● TASK DIRECTIONS: Repeat the material below exactly, with no pictures.

● DATA EXTRACT:
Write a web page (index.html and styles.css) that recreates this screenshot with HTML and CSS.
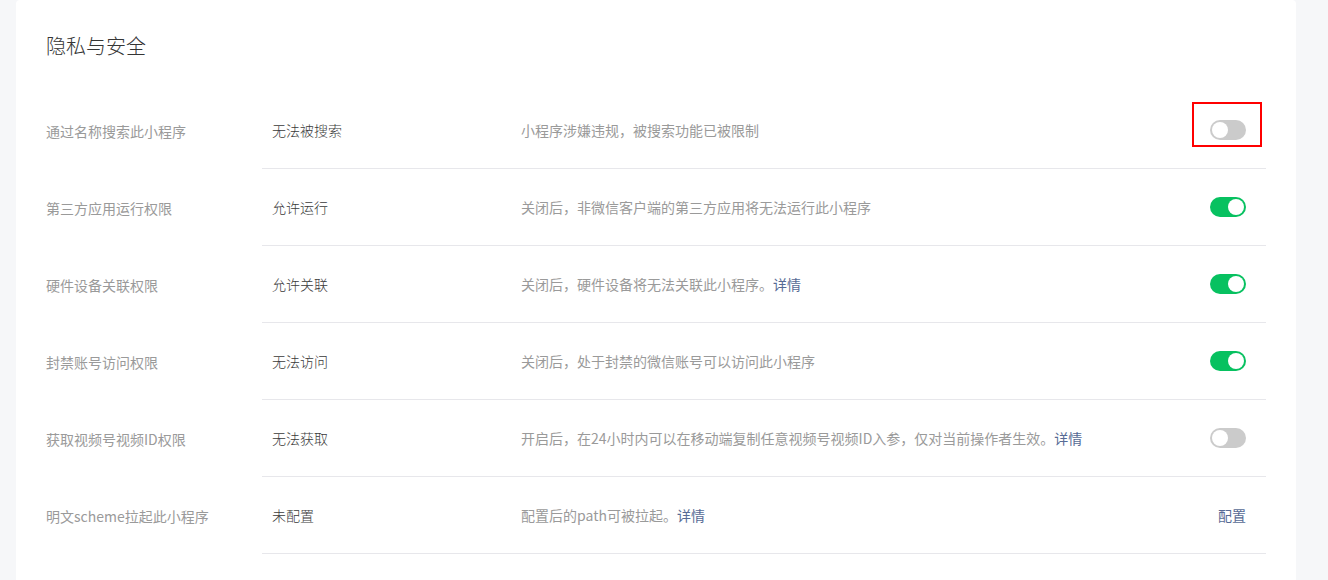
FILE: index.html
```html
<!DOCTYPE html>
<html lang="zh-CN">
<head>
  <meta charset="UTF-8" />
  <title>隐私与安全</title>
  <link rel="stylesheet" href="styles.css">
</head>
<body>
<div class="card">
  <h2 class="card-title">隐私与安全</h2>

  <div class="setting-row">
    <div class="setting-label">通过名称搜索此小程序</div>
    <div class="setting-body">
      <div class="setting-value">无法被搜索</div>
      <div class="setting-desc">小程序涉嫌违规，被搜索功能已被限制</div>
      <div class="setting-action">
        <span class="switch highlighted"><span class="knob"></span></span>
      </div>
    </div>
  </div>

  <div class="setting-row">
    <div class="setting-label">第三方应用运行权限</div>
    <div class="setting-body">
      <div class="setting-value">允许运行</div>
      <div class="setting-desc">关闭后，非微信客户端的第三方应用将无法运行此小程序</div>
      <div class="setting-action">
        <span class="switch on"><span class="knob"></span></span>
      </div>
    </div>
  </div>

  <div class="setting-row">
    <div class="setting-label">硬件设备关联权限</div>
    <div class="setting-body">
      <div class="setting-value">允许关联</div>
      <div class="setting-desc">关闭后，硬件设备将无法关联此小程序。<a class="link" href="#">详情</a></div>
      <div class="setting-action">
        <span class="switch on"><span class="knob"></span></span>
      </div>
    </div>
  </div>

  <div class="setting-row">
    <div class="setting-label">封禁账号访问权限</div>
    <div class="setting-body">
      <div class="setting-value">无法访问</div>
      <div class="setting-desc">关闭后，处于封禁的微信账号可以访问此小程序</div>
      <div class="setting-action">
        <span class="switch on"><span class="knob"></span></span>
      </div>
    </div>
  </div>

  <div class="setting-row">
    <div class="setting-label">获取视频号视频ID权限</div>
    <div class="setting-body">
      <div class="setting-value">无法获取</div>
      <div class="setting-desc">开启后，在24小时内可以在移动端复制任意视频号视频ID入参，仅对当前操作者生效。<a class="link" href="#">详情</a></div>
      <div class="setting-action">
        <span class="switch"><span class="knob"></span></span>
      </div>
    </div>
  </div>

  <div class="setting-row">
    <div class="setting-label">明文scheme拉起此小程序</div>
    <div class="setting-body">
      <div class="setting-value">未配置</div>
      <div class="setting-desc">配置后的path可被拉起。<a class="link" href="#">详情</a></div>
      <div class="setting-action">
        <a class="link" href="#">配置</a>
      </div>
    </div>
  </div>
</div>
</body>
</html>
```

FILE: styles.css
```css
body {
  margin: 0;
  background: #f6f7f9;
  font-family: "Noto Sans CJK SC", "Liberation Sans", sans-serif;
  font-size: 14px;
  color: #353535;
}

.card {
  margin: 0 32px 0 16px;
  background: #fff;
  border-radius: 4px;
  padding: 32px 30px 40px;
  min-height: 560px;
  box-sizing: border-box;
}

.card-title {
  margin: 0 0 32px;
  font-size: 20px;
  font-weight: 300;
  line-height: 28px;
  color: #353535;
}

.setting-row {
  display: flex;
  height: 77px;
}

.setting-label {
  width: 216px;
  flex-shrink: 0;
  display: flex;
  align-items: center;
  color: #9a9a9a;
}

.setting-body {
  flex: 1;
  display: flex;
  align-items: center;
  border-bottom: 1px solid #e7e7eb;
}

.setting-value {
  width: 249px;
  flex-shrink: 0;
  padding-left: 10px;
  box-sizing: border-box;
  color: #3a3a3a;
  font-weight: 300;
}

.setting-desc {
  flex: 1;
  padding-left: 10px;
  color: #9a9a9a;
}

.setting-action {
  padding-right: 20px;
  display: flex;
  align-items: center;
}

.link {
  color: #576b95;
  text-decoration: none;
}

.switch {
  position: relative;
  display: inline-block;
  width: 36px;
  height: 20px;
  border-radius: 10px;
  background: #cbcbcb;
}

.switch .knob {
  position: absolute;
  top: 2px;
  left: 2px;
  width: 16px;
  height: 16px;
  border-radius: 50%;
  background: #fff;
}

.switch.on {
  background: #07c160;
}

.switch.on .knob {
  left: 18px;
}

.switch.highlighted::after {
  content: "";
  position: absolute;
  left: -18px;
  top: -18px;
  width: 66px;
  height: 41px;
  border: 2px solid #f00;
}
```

● EXERCISE RESULT:
Write a web page (index.html and styles.css) that recreates this screenshot with HTML and CSS.
FILE: index.html
```html
<!DOCTYPE html>
<html lang="zh-CN">
<head>
  <meta charset="UTF-8" />
  <title>隐私与安全</title>
  <link rel="stylesheet" href="styles.css">
</head>
<body>
<div class="card">
  <h2 class="card-title">隐私与安全</h2>

  <div class="setting-row">
    <div class="setting-label">通过名称搜索此小程序</div>
    <div class="setting-body">
      <div class="setting-value">无法被搜索</div>
      <div class="setting-desc">小程序涉嫌违规，被搜索功能已被限制</div>
      <div class="setting-action">
        <span class="switch highlighted"><span class="knob"></span></span>
      </div>
    </div>
  </div>

  <div class="setting-row">
    <div class="setting-label">第三方应用运行权限</div>
    <div class="setting-body">
      <div class="setting-value">允许运行</div>
      <div class="setting-desc">关闭后，非微信客户端的第三方应用将无法运行此小程序</div>
      <div class="setting-action">
        <span class="switch on"><span class="knob"></span></span>
      </div>
    </div>
  </div>

  <div class="setting-row">
    <div class="setting-label">硬件设备关联权限</div>
    <div class="setting-body">
      <div class="setting-value">允许关联</div>
      <div class="setting-desc">关闭后，硬件设备将无法关联此小程序。<a class="link" href="#">详情</a></div>
      <div class="setting-action">
        <span class="switch on"><span class="knob"></span></span>
      </div>
    </div>
  </div>

  <div class="setting-row">
    <div class="setting-label">封禁账号访问权限</div>
    <div class="setting-body">
      <div class="setting-value">无法访问</div>
      <div class="setting-desc">关闭后，处于封禁的微信账号可以访问此小程序</div>
      <div class="setting-action">
        <span class="switch on"><span class="knob"></span></span>
      </div>
    </div>
  </div>

  <div class="setting-row">
    <div class="setting-label">获取视频号视频ID权限</div>
    <div class="setting-body">
      <div class="setting-value">无法获取</div>
      <div class="setting-desc">开启后，在24小时内可以在移动端复制任意视频号视频ID入参，仅对当前操作者生效。<a class="link" href="#">详情</a></div>
      <div class="setting-action">
        <span class="switch"><span class="knob"></span></span>
      </div>
    </div>
  </div>

  <div class="setting-row">
    <div class="setting-label">明文scheme拉起此小程序</div>
    <div class="setting-body">
      <div class="setting-value">未配置</div>
      <div class="setting-desc">配置后的path可被拉起。<a class="link" href="#">详情</a></div>
      <div class="setting-action">
        <a class="link" href="#">配置</a>
      </div>
    </div>
  </div>
</div>
</body>
</html>
```

FILE: styles.css
```css
body {
  margin: 0;
  background: #f6f7f9;
  font-family: "Noto Sans CJK SC", "Liberation Sans", sans-serif;
  font-size: 14px;
  color: #353535;
}

.card {
  margin: 0 32px 0 16px;
  background: #fff;
  border-radius: 4px;
  padding: 32px 30px 40px;
  min-height: 560px;
  box-sizing: border-box;
}

.card-title {
  margin: 0 0 32px;
  font-size: 20px;
  font-weight: 300;
  line-height: 28px;
  color: #353535;
}

.setting-row {
  display: flex;
  height: 77px;
}

.setting-label {
  width: 216px;
  flex-shrink: 0;
  display: flex;
  align-items: center;
  color: #9a9a9a;
}

.setting-body {
  flex: 1;
  display: flex;
  align-items: center;
  border-bottom: 1px solid #e7e7eb;
}

.setting-value {
  width: 249px;
  flex-shrink: 0;
  padding-left: 10px;
  box-sizing: border-box;
  color: #3a3a3a;
  font-weight: 300;
}

.setting-desc {
  flex: 1;
  padding-left: 10px;
  color: #9a9a9a;
}

.setting-action {
  padding-right: 20px;
  display: flex;
  align-items: center;
}

.link {
  color: #576b95;
  text-decoration: none;
}

.switch {
  position: relative;
  display: inline-block;
  width: 36px;
  height: 20px;
  border-radius: 10px;
  background: #cbcbcb;
}

.switch .knob {
  position: absolute;
  top: 2px;
  left: 2px;
  width: 16px;
  height: 16px;
  border-radius: 50%;
  background: #fff;
}

.switch.on {
  background: #07c160;
}

.switch.on .knob {
  left: 18px;
}

.switch.highlighted::after {
  content: "";
  position: absolute;
  left: -18px;
  top: -18px;
  width: 66px;
  height: 41px;
  border: 2px solid #f00;
}
```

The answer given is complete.